The humble ISBN: a philosophical minefield.
But like different uses of language, different standards refer to different things and imply different philosophical positions. Different standards which appear similar actually imply different answers to the question ‘What is a book?’ This is highlighted in the distinction between the ubiquitous ISBN – ISO 2108 – and the relatively new standard-on-the-block, ISTC – ISO 21047.

ISBNs refer to single manifestations of a textual work. One ISBN belongs to only one version of a work – 9780099282914, for example, refers to one paperback edition of a book published by Arrow Books in 1991. A novel like The Brothers Karamazov has dozens of ISBNs, each referring to a different manifestation of Dostoyevsky’s work. Cloth cover, hardback, paperback, electronic, first edition, second edition, reissue: all these manifestations of the same work will receive different ISBNs. The ISBN standard therefore carries an implicit definition of the word ‘book’ as a set composed of exactly similar printings. According to ISBN, ‘book’ doesn’t refer to an individual copy or the work as a whole but rather refers to a single version, printed or electronic. In philosophy of art, this is a species of nominalism: in philosophical parlance, a book is a collection of concrete particulars.

The ISBN (and ISSN for journals) and its implicit nominalism usually work well enough. But occasionally there are practical grey areas that can be vague and confusing. When the same journal has separate ISSNs for its printed and electronic versions and publishers fail to distinguish between the two. When a journal changes its title every few years and receives a brand new ISSN for each regeneration. When a work gets reprinted so often in different versions that it ends up with dozens of ISBNs. Gaze ye upon this record that I catalogued the other day and behold the horror of multiple undifferentiated 020 fields. As a user-focused librarian, I include all the identifiers in order to help library users find the ebook even if they search for the print ISBN. But as an aesthete and lover of minimalism, I find this record to be cluttered and aesthetically unpleasing.

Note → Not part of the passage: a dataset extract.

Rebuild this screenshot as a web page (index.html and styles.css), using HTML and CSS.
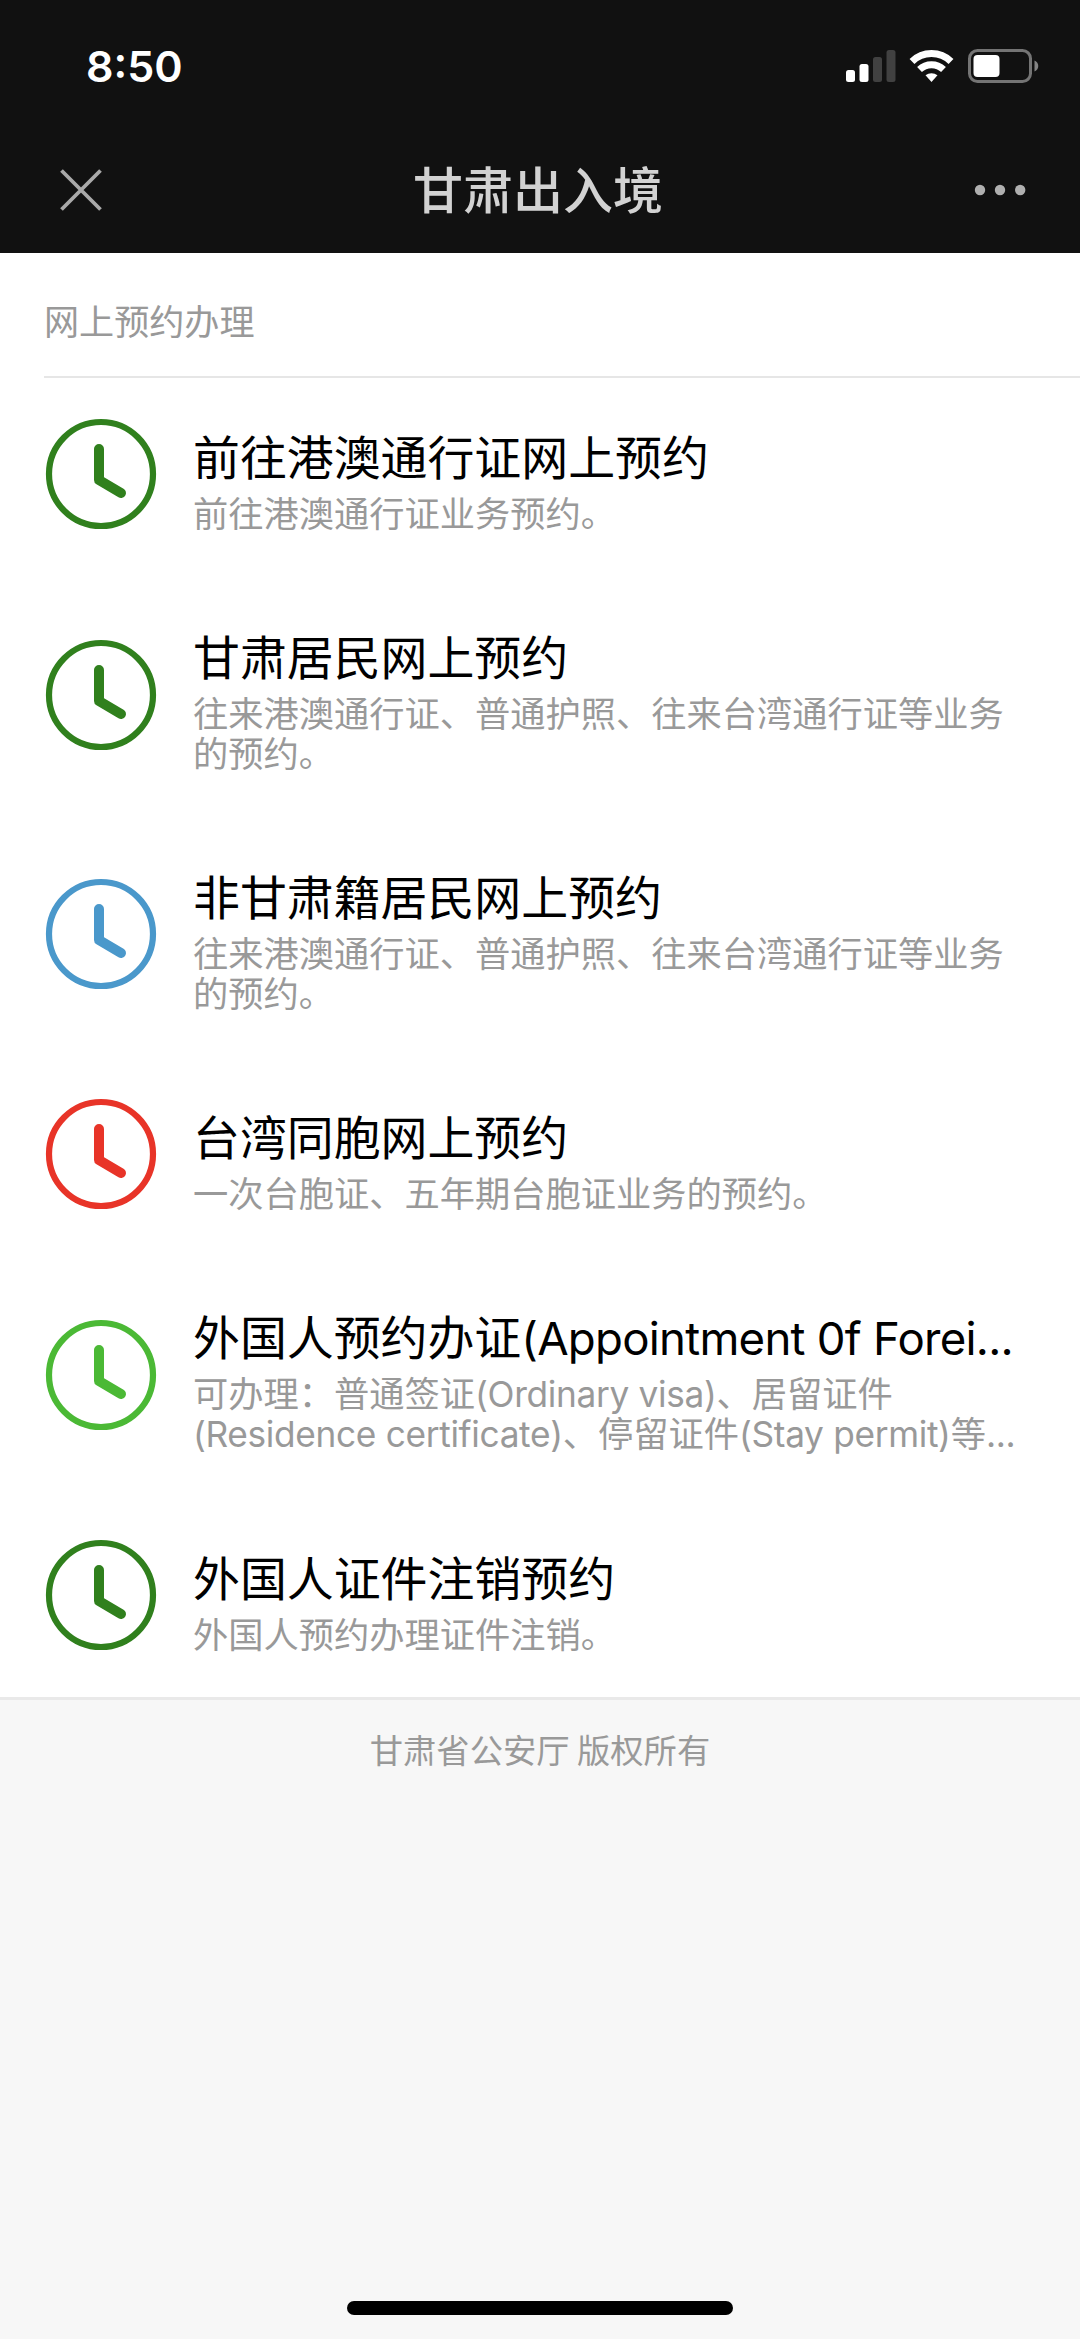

Hence ISTC. ISTC (International Standard Text Code) is a new standard identifier for publications. It assigns one number to all manifestations of a textual work. A single ISTC number – A02-2009-00000A3D-1, for example – will refer to all the versions of, in this case, Little Brother by Cory Doctorow: the electronic versions (in various formats), the printed versions (hardback and paperback), and any other versions that may emerge. The ISTC should therefore make it easier to link together and subsequently find different versions of the same work. Instead of knowing which particular ISBN refers to which particular version of a particular book, the user only needs one number to find multiple versions of the same work.

From the ISTC Agency website:

An ISTC does not “belong” to a single author/publisher; rather, it “belongs” to the work it identifies. This means that the same ISTC number should be used to identify the same content even when it is being published by a different publisher and/or in a different publication format.

By including the ISTC of a textual work in the list of attributes of each actual product (e.g. each book) that it is published in, it is then possible to search for, and find, only that specific textual work among many products. This is the case even though some products with different content might have very similar or even identical names, and even though some products containing the desired content have entirely different names.

The ISTC is not intended for identifying manifestations of a textual work, including any physical products (e.g. a printed article) or electronic formats (e.g. an electronic book). Manifestations of textual works are the subject of separate identification systems.

Rather than the nominalism of ISBN, the ISTC standard adopts a form of idealism. In philosophy of art, idealism argues that creative works are mental entities: maybe a certain set of experiences or memories in the mind of the author or reader; maybe some sort of non-physical entity in a Platonic Heaven. As defined by ISTC, a ‘book’ – or, more accurately, a ‘work’ – is divorced from its physical manifestations and is a set of all the objects – print or electronic or other – in which it is manifested. ISBN may refer to something intangible but at least that set is based on firm physical characteristics: the ISTC goes one step further and makes the bold philosophical move of identifying a ‘work’ with something entirely intangible.

A Platonic Heaven for books?

…And in doing so invites all the accompanying philosophical problems. Without diving down into the murky metaphysical depths, we can skim the surface and pick off some problems which are of practical concern to librarians:  

  • What is a ‘work’? Is it purely textual? Or does it include audio and/or visual material? Is the screenplay for a movie the same ‘work’ as the movie itself? Probably not but there is a case to be made that they are sufficiently similar particularly in the mind of the person or persons who created it.
  • How does one define and distinguish separate ‘works’ or, as the ISTC Agency refer to it, "the same content"? Is the second edition of a book a completely separate ‘work’ or not? How divergent from the original would a second edition have to be to be considered distinct? What about an old work with new content like a new edition of The Brothers Karamazov with a foreword comparing it to Jurassic Park? In the original version of The Hobbit, Gollum amicably allows Bilbo to take the ring: does this significantly different plot development make the original Hobbit a different work to subsequent versions?
  • What about serialised works? Would the ISTC for Great Expectations apply to a set containing the original separate serialised stories in various copies of All the Year Round?
  • To what extent does authorship determine the status of a ‘work’? In Borges’ short story, Pierre Menard, Author of the Quixote, a writer, Pierre Menard, rewrites Don Quixote using the exact same words as the Cervantes original. As a satire of literary criticism, the narrator argues that, because of the context and historical situation of the author, Menard’s version is significantly different despite having exactly the same content.

These problems are off the top of my head and maybe I’m overthinking the whole issue. Maybe the people in the ISTC Agency have considered all these issues and have decided that they are devout Platonists. Maybe their dedicated team of crack philosophers has determined the answers to all the above questions. But it seems that, despite its flaws, ISBN has a far more secure Aristotelian foundation. I daresay that if I were in the ISTC Agency, these philosophical conundrums would be haunting my night-time imaginings.